WILMA A. LEWIS District Judge

THIS MATTER comes before the Court on the Motion for Remand (Dkt. No. 4) filed by Plaintiff Cyrille George (Plaintiff) seeking to remand this case back to the Superior Court of the Virgin Islands; Defendant Puerto Rico Wire Products, Inc.'s (Defendant) “Opposition to Plaintiff'[s] Motion to Remand (Dkt. No. 5); and Plaintiff's Reply (Dkt No. 6). For the reasons discussed below, the Court will grant Plaintiff's Motion for Remand.

I. BACKGROUND

On April 27, 2020, Plaintiff filed a Complaint in the Superior Court of the Virgin Islands asserting that Defendant is liable for breach of contract and breach of implied warranty of fitness for a particular purpose. (Dkt. No. 1-1). The Complaint alleges that Plaintiff contracted with a farmer for work that required a backhoe, and therefore entered into an agreement for the purchase of a backhoe with Defendant-a corporation organized under the laws of Puerto Rico. Id. at 1-2. Plaintiff paid the purchase price of $41, 950 for the backhoe and it was shipped from Puerto Rico to St. Croix. Id. at 2. Plaintiff alleges that after one day of using the backhoe, the machine stopped working and Defendant agreed to replace it. Id. After much delay, Defendant shipped a second backhoe. Id. However, by the time it arrived, Plaintiff had lost his contract with the farmer and additionally incurred freight charges twice and other transportation costs related to the defective backhoe. Id. at 2-3.

On September 2, 2020, Defendant removed the action to this Court based on alleged federal question jurisdiction under 28 U.S.C. § 1331 and diversity jurisdiction under 28 U.S.C. § 1332. (Dkt. No. 1 at 2). Plaintiff then filed the instant Motion for Remand stating that Defendant has not established that diversity jurisdiction exists in this matter. (Dkt. No. 4 at 1). Plaintiff argues that although the parties are diverse, Defendant has failed to show that the amount in controversy meets the $75, 000 threshold. Id. Plaintiff maintains that he is seeking damages for the lost contract and the freight charges and transportation costs incurred, which total approximately $26, 200. (Dkt. Nos. 4 at 1-2; 4-1; 4-2; 4-3; 4-4). Plaintiff additionally argues that there is no federal question involved and that the dispute is governed entirely by local law. (Dkt. No. 4 at 2).
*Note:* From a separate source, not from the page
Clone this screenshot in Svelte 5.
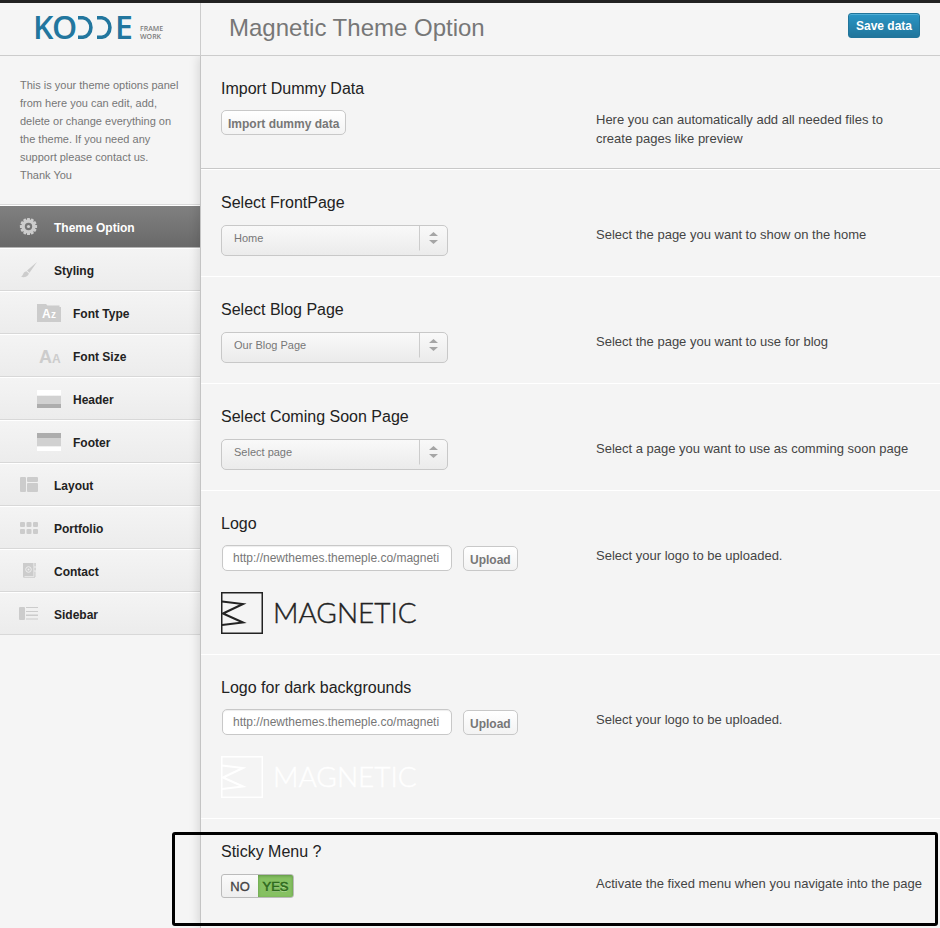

Defendant opposes Plaintiff's Motion for Remand, arguing that the Complaint vaguely seeks damages “as much as is proven at trial” and therefore may be seeking damages in excess of the amount claimed in the Motion for Remand. (Dkt. No. 5 at 2-3). Additionally, Defendant argues that this matter involves a federal question because the controversy arose out of interstate commerce. Id. at 4-5.

II. APPLICABLE LEGAL PRINCIPLES

It is axiomatic that federal courts are courts of limited subject matter jurisdiction. Kokkonen v. Guardian Life Ins. Co. of Am., 511 U.S. 375, 377 (1994). Federal courts possess subject matter jurisdiction only over cases that present a federal question, 28 U.S.C. § 1331, or when diversity of citizenship exists and the value of the claim exceeds $75, 000, 28 U.S.C. § 1332(a).

Pursuant to 28 U.S.C. § 1441(a), a defendant “has the right to remove a civil action from state court if the case could have been brought originally in federal court.” In re Briscoe, 448 F.3d 201, 215 (3d Cir. 2006). For a removal predicated upon diversity of citizenship, a proper exercise of federal jurisdiction requires satisfaction of the amount in controversy requirement as well as complete diversity between the parties-that is, every plaintiff must be of diverse citizenship from every defendant. 28 U.S.C. § 1332(a); see also Grand Union Supermarkets of the Virgin Islands, Inc. v. H.E. Lockhart Mgmt., Inc., 316 F.3d 408, 410 (3d Cir. 2003). For a removal predicated on federal question jurisdiction, courts must determine if “a claim aris[es] under the Constitution, laws, or treaties of the United States (within the meaning of [28 U.S.C. § 1331]).” 28 U.S.C. § 1441(c).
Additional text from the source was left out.